Compré unas cuantas ciruelas rojas y melocotones -ambos eran de las pocas cosas cuyo tamaño era más pequeño que el de los que tenemos por aquí- y entablé conversación con un vendedor. Cómo no, fue sobre fútbol. Le guste a la gente o no, el fútbol es el verdadero idioma mundial. El dominarlo bien me ha abierto puertas a gentes en países tan distintos entre sí como Myanmar, Mozambique, Brasil o China. En este caso era obvio porque estábamos a tan sólo un día de la gran final de Champions entre el Real y el Atlético. El vendedor bromeaba con la victoria del Atlético y yo con la del Madrid. Nos echamos unas buenas risas y hubo una apuesta final. Si ganaba el Atlético yo tenía que pagarle un billete a España y enseñarle mi país y si era el Real el que salía victorioso, él me enseñaría Guatemala. Sellamos el pacto con un apretón de manos y me dio su número de móvil. ¡Pues me debe una!.
Al poco subimos a tomar unas fotos desde el edificio del ayuntamiento, situado en la misma plaza, justo a la izquierda de una iglesia, joya del barroco, levantada en el año 1608 en honor a San Pedro. La exploramos por dentro también justo antes de marcharnos de Almolonga.

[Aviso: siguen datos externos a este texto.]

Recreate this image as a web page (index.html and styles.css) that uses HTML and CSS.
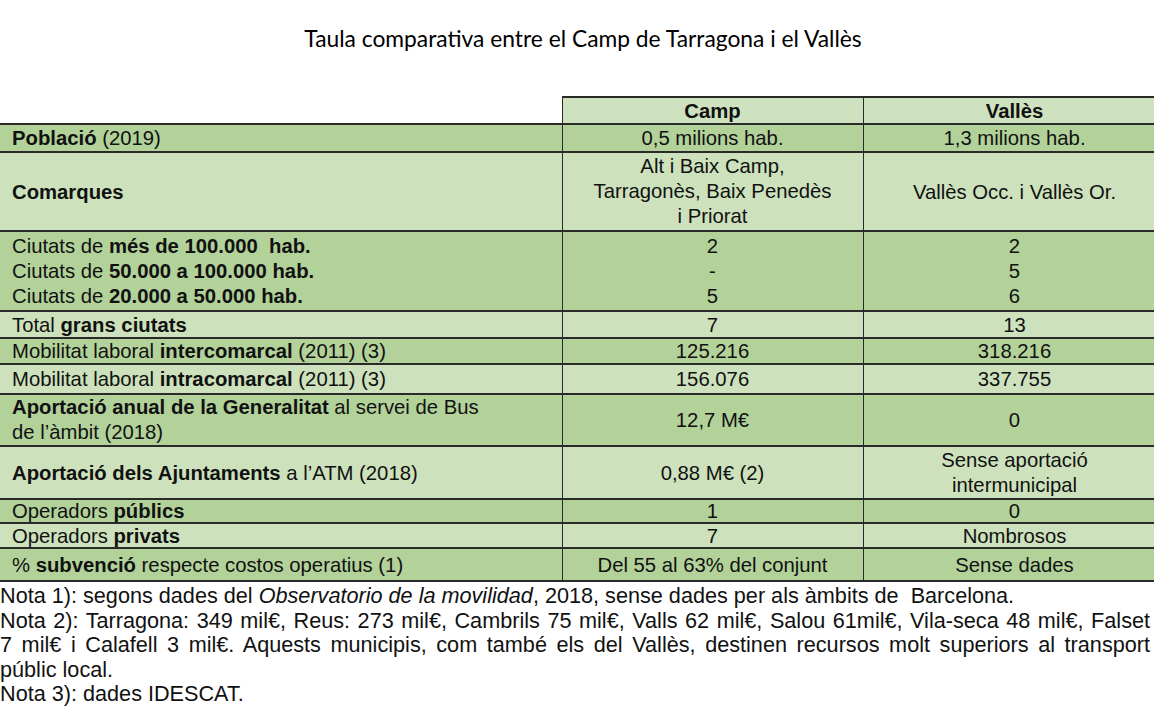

No nos cruzamos con un sólo turista y son muy pocos los que se dejan caer por aquí. Esto le da el encanto de poder mezclarte con ellos y saber cómo viven sin que te sientas un bicho raro. La cultura indígena de esta zona de Guatemala es algo que debes aprender y respetarlo y Almolonga es una buena oportunidad para ello.